As the company expands, it also seems to be growing more assertive about its politics. Stations are required to air terrorism alerts daily. Sinclair responded to criticism of its must-run Boris Epshteyn segments by tripling the number of times stations are mandated to air them each week. In March, the company’s executive in charge of news, in a must-run segment of his own, cribbed a favorite term of Trump’s when he lashed out at unnamed national media outlets for peddling “fake news.”
The FCC is reportedly investigating a 2016 incident where Sinclair newscasts aired months of paid segments promoting a Utah hospital without proper disclosure. Smith has reportedly said the violation could cost the company millions of dollars.
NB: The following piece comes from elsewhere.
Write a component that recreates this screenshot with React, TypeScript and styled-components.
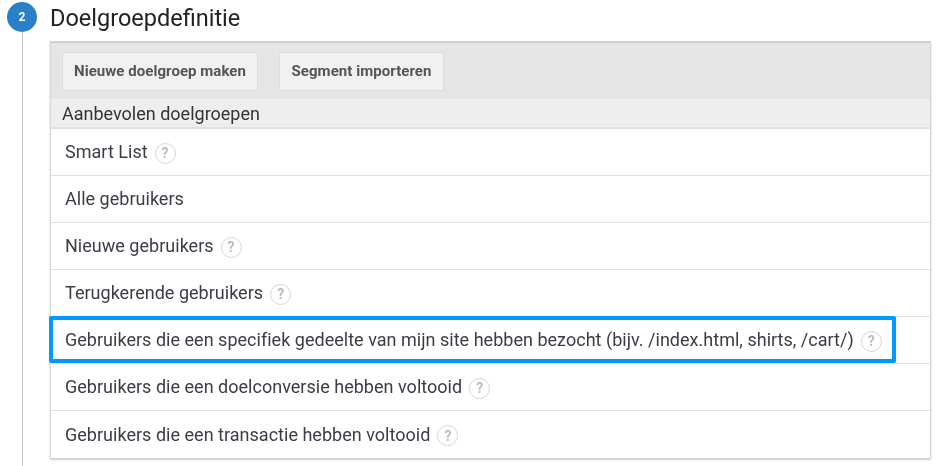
import * as React from 'react';
import styled, { createGlobalStyle } from 'styled-components';

const GlobalStyle = createGlobalStyle`
  html, body {
    margin: 0;
    padding: 0;
    background: #fff;
    font-family: Roboto, "Liberation Sans", sans-serif;
  }
`;

const Page = styled.div`
  width: 945px;
  height: 466px;
  overflow: hidden;
  display: flex;
  padding-left: 7px;
  box-sizing: border-box;
  filter: blur(0.35px);
`;

const Rail = styled.div`
  width: 30px;
  display: flex;
  flex-direction: column;
  align-items: center;
  padding-top: 2px;
  flex-shrink: 0;
`;

const Badge = styled.div`
  width: 30px;
  height: 30px;
  border-radius: 50%;
  background: #2a7fc9;
  color: #fff;
  font-size: 12px;
  font-weight: 700;
  display: flex;
  align-items: center;
  justify-content: center;
  flex-shrink: 0;
`;

const RailLine = styled.div`
  width: 1px;
  flex: 1;
  background: #c8c8c8;
`;

const Main = styled.div`
  margin-left: 13px;
  width: 881px;
`;

const Title = styled.h2`
  margin: 0;
  height: 41px;
  padding-top: 5px;
  box-sizing: border-box;
  font-size: 23.5px;
  line-height: 26px;
  font-weight: 400;
  color: #222;
`;

const Panel = styled.div`
  border-top: 2px solid #cfcfcf;
  border-right: 1px solid #d4d4d4;
  border-left: 1px solid #d8d8d8;
  box-shadow: 0 2px 2px rgba(0, 0, 0, 0.2);
  background: #fff;
`;

const Toolbar = styled.div`
  height: 56px;
  box-sizing: border-box;
  background: #e5e5e5;
  display: flex;
  gap: 21px;
  padding: 9px 0 0 11px;
`;

const ToolButton = styled.button<{ $width: number }>`
  width: ${(p) => p.$width}px;
  height: 39px;
  padding: 0 0 1px;
  background: #f1f1f1;
  border: 1px solid #dcdcdc;
  border-radius: 2px;
  font-family: inherit;
  font-size: 15px;
  font-weight: 700;
  letter-spacing: 0.05px;
  color: #555;
`;

const SectionHead = styled.div`
  height: 30px;
  box-sizing: border-box;
  padding-left: 11px;
  background: #eee;
  border-bottom: 2px solid #e0e0e0;
  font-size: 18px;
  line-height: 29px;
  color: #333;
`;

const Row = styled.div`
  position: relative;
  height: 47px;
  box-sizing: border-box;
  padding: 0 0 1px 14px;
  border-bottom: 1px solid #e0e0e0;
  display: flex;
  align-items: center;
  gap: 7px;
  font-size: 18px;
  letter-spacing: 0.02px;
  color: #3c3c46;

  &:last-child {
    border-bottom: 0;
  }
`;

const Help = styled.span`
  width: 21px;
  height: 21px;
  box-sizing: border-box;
  border: 1px solid #d6d6d6;
  border-radius: 50%;
  display: flex;
  align-items: center;
  justify-content: center;
  font-size: 14px;
  font-weight: 700;
  color: #bcbcbc;
  flex-shrink: 0;
  margin-top: 3px;
`;

const Highlight = styled.div`
  position: absolute;
  left: -2px;
  top: -1px;
  width: 847px;
  height: 47px;
  box-sizing: border-box;
  border: 4.5px solid #0099ff;
  border-radius: 2px;
`;

const rows = [
  { label: 'Smart List', help: true },
  { label: 'Alle gebruikers', help: false },
  { label: 'Nieuwe gebruikers', help: true },
  { label: 'Terugkerende gebruikers', help: true },
  {
    label: 'Gebruikers die een specifiek gedeelte van mijn site hebben bezocht (bijv. /index.html, shirts, /cart/)',
    help: true,
    marked: true,
  },
  { label: 'Gebruikers die een doelconversie hebben voltooid', help: true },
  { label: 'Gebruikers die een transactie hebben voltooid', help: true },
];

export default function App() {
  return (
    <Page>
      <GlobalStyle />
      <Rail>
        <Badge>2</Badge>
        <RailLine />
      </Rail>
      <Main>
        <Title>Doelgroepdefinitie</Title>
        <Panel>
          <Toolbar>
            <ToolButton $width={196}>Nieuwe doelgroep maken</ToolButton>
            <ToolButton $width={165}>Segment importeren</ToolButton>
          </Toolbar>
          <SectionHead>Aanbevolen doelgroepen</SectionHead>
          {rows.map((row) => (
            <Row key={row.label}>
              <span>{row.label}</span>
              {row.help && <Help>?</Help>}
              {row.marked && <Highlight />}
            </Row>
          ))}
        </Panel>
      </Main>
    </Page>
  );
}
Travis LeBlanc, a former head of the FCC’s enforcement bureau, warns it could also delay the Tribune deal: “It would be out of the ordinary and inappropriate for the commission to approve any merger—or any transaction—if there is an unresolved enforcement investigation.”
While Sinclair awaits federal clearance for the purchase, there are already rumblings that the FCC will soon consider further deregulation of its duopoly rule and ownership cap—changes that could unleash yet more consolidation on the airwaves. Which, according to Ripley, is precisely what Sinclair wants. “We think the industry needs to consolidate to two or three large broadcasters, and really just one to two strong local players in each market,” he told shareholders in August. If the FCC rolls back the regulations, he said, it could create “significant savings” for companies like Sinclair—while allowing them to spread their message to more Americans than ever before.